Alex Rygiel - Friedman, Billings, Ramsey Group
Quick question. On a pro forma basis, can you break down your revenue mix of fulfillment, construction and locating and then take it one step further and talk about long-term margins and a range in which you expect each segment to be offering you?

Steven Nielsen - Dycom Industries, Inc. — President, CEO
Well, we really have not talked about our business as segments because we’re in a single segment. We do talk about customers and we have provided kind of telephone and cable and locating and I think what this does, at least from our view of the business, is it continues to significantly expand our relationships with cable operators and that was, you know, from a customer perspective, that was our primary objective here. Now, with respect to margin, the way we’ve always thought about it is not with respect to the industry, but really, the amount of capital that’s involved in each business and in this business as we’ve said, we think we’ve got margins that will at least be equal to if not exceed and we think they’re probably in excess currently, but it’s a business that requires less capital just because it’s a technician business than some of our construction businesses. So on a return on capital basis it’s pretty attractive.

Alex Rygiel - Friedman, Billings, Ramsey Group
Now, if you look at your reported margins right now they ‘re down quite significantly from a few years back when they peaked. Are you suggesting that the fulfillment and locating margins long-term on average will be right around where we’re at today or a little bit higher?

Steven Nielsen - Dycom Industries, Inc. — President, CEO
No, I think we can expand them just like in our other businesses.
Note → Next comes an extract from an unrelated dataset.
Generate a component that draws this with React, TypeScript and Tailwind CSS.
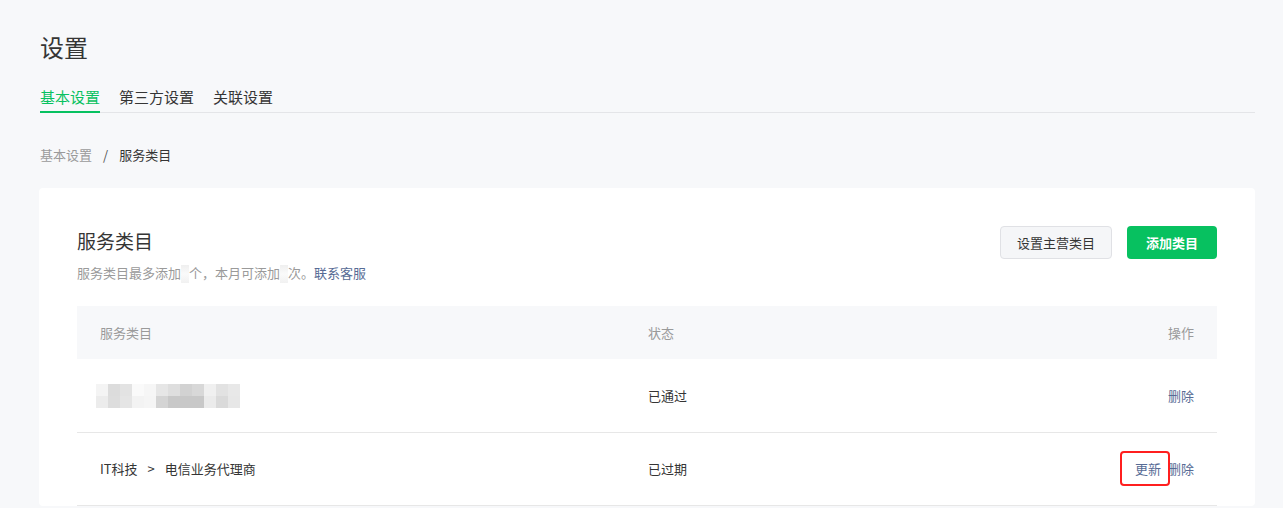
const mosaicTop = ["#f4f4f4", "#dcdcdc", "#e3e3e3", "#fafafa", "#f6f6f6", "#e6e6e6", "#dedede", "#d2d2d2", "#d8d8d8", "#f0f0f0", "#e2e2e2", "#e8e8e8"];
const mosaicBottom = ["#ececec", "#dddddd", "#e5e5e5", "#f3f3f3", "#f5f5f5", "#d4d4d4", "#c8c8c8", "#c8c8c8", "#c8c8c8", "#ebebeb", "#dadada", "#e7e7e7"];

function Mosaic() {
  return (
    <div className="flex flex-col">
      {[mosaicTop, mosaicBottom].map((row, i) => (
        <div key={i} className="flex">
          {row.map((c, j) => (
            <span key={j} className="block w-[12px] h-[12px]" style={{ backgroundColor: c }} />
          ))}
        </div>
      ))}
    </div>
  );
}

function Blur() {
  return <span className="inline-block w-[8px] h-[18px] align-middle bg-gradient-to-b from-[#efefef] via-[#fafafa] to-[#f1f1f1]" />;
}

export default function App() {
  const tabs = ["基本设置", "第三方设置", "关联设置"];

  return (
    <div className="min-h-screen bg-[#f7f8fa] pl-[40px] pr-[28px] pt-[31px] font-['Noto_Sans_CJK_SC',sans-serif] text-[#353535]">
      <h1 className="text-[24px] leading-[32px] text-[#353535]">设置</h1>

      <div className="mt-[23px] flex gap-[19px] border-b border-[#e4e5e8]">
        {tabs.map((t, i) => (
          <div
            key={t}
            className={
              i === 0
                ? "-mb-px pb-[3px] border-b-2 border-[#07c160] text-[15px] leading-[22px] text-[#07c160]"
                : "-mb-px pb-[3px] border-b-2 border-transparent text-[15px] leading-[22px] text-[#353535]"
            }
          >
            {t}
          </div>
        ))}
      </div>

      <div className="mt-[32px] flex items-center text-[13px] leading-[20px]">
        <span className="text-[#9a9a9a]">基本设置</span>
        <span className="mx-[11px] text-[#555]">/</span>
        <span className="text-[#353535]">服务类目</span>
      </div>

      <div className="mt-[23px] -ml-px bg-white rounded-[4px] px-[38px] pt-[38px]">
        <div className="flex items-start justify-between">
          <div>
            <h2 className="mt-px text-[19px] leading-[28px] text-[#353535]">服务类目</h2>
            <p className="mt-[8px] text-[13px] leading-[20px] text-[#9a9a9a]">
              服务类目最多添加<Blur />个，本月可添加<Blur />次。
              <a className="text-[#576b95]">联系客服</a>
            </p>
          </div>
          <div className="flex gap-[15px]">
            <button className="h-[33px] px-[16px] rounded-[4px] border border-[#e0e1e5] bg-[#f5f6f8] text-[13px] text-[#353535]">
              设置主营类目
            </button>
            <button className="h-[33px] px-[19px] rounded-[4px] bg-[#07c160] text-[13px] font-bold text-white">
              添加类目
            </button>
          </div>
        </div>

        <div className="mt-[23px] text-[13px] leading-[20px]">
          <div className="grid grid-cols-[548px_1fr_auto] items-center h-[53px] px-[23px] bg-[#f7f8fa] text-[#9a9a9a]">
            <span>服务类目</span>
            <span>状态</span>
            <span>操作</span>
          </div>

          <div className="grid grid-cols-[548px_1fr_auto] items-center h-[74px] pl-[19px] pr-[23px] border-b border-[#e7e7e7]">
            <Mosaic />
            <span className="pl-[4px]">已通过</span>
            <span className="text-[#576b95]">删除</span>
          </div>

          <div className="grid grid-cols-[548px_1fr_auto] items-center h-[73px] px-[23px] border-b border-[#e7e7e7]">
            <span>
              IT科技<span className="mx-[10px]">&gt;</span>电信业务代理商
            </span>
            <span>已过期</span>
            <span className="flex gap-[7px] text-[#576b95]">
              <span className="relative">
                更新
                <span className="absolute -left-[15px] -right-[9px] -top-[8px] -bottom-[7px] rounded-[4px] border-2 border-[#ff1f1f]" />
              </span>
              <span>删除</span>
            </span>
          </div>
        </div>
      </div>
    </div>
  );
}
I don’t think, all things being equal, a business that requires less capital is not going to have as high an EBITDA margin as one that does, but from a return perspective, they’ll be very attractive.

Alex Rygiel - Friedman, Billings, Ramsey Group
And on the fulfillment side including both cable, telecom and satellite, can you quantify the number of employees you have and talk about the makeup of their labor, any union members and so on?

Steven Nielsen - Dycom Industries, Inc. — President, CEO
It’s in excess of about 3,000 currently and there’s a small portion of that 3,000 that is represented by a labor union and that’s not surprising in the Northeast where it’s pretty typical.

Alex Rygiel - Friedman, Billings, Ramsey Group
Great. Thank you.

Operator
[OPERATOR INSTRUCTIONS] And we do have a question from the line of Alan Mitrani with Sylvan Lake Assets. Please go ahead.

Alan Mitrani - Sylvan Lake Asset Management
You’ve made several acquisitions over the last few years from private equity companies. Can you talk about the acquisition environment? Is this what we’re going to be looking at? There’s no more small mom and pops to buy but it’s all private equity firms holding auctions?

Steven Nielsen - Dycom Industries, Inc. — President, CEO
Well, number one, as we talked about in Prince, that was not an auction. While there was a formal process involved with Cable Express, we didn’t find it overly burdensome. I think, Alan, that there are still private businesses out there. It just so happens that when we’ve done a grand total of four deals in the last three years that it just so happens that three of those were owned by private equity. I don’t know that sample’s big enough to draw a conclusion from.

Alan Mitrani - Sylvan Lake Asset Management
The reason I ask is, do you find that it’s harder to extract further synergies and make it more accretive when you’re buying from a private equity where they’re a little more picked over as opposed to buying smaller deals like you did five and six years ago?

Steven Nielsen - Dycom Industries, Inc. — President, CEO
No, actually I would say that based on the capital structure of the businesses that we haven’t found these to be anymore difficult to generate synergies out of than the private businesses.

Alan Mitrani - Sylvan Lake Asset Management
Okay. Great. And did you give us a per share amount or an EBITDA amount in terms of what we should expect for calendar ‘06 or calendar ‘07 for the Company?

Steven Nielsen - Dycom Industries, Inc. — President, CEO
At this point we’re working through the integration and getting all of the final purchase accounting done, Alan, we haven’t changed our guidance based on the acquisition, although it is accretive or we wouldn’t be doing it.

Alan Mitrani - Sylvan Lake Asset Management
Thank you.

Operator
And we do have a follow-up from Alex Rygiel with Friedman, Billings, Ramsey. Please go ahead.

Alex Rygiel - Friedman, Billings, Ramsey Group
Steve, is any customer greater than 25% of its revenue?

Steven Nielsen - Dycom Industries, Inc. — President, CEO
Yeah, this is a company that will bring significant revenue, about two-thirds of its businesses with Time Warner, with the balance, you know, divided between Cablevision and Comcast and Insight. So for us, as we talked about earlier, it brings some meaningful diversification in that it is bringing substantial presence with Time Warner to the business. Thank you.

Operator
[OPERATOR INSTRUCTIONS]

Steven Nielsen - Dycom Industries, Inc. — President, CEO
Well, we appreciate everybody’s interest in the call and we’ll look forward to speaking with you on our next earnings call the week of Thanksgiving. Thank you.

Operator
Ladies and gentlemen, that does conclude our conference for today. Thank you for your participation and for using AT&T Executive Teleconference. You may now disconnect.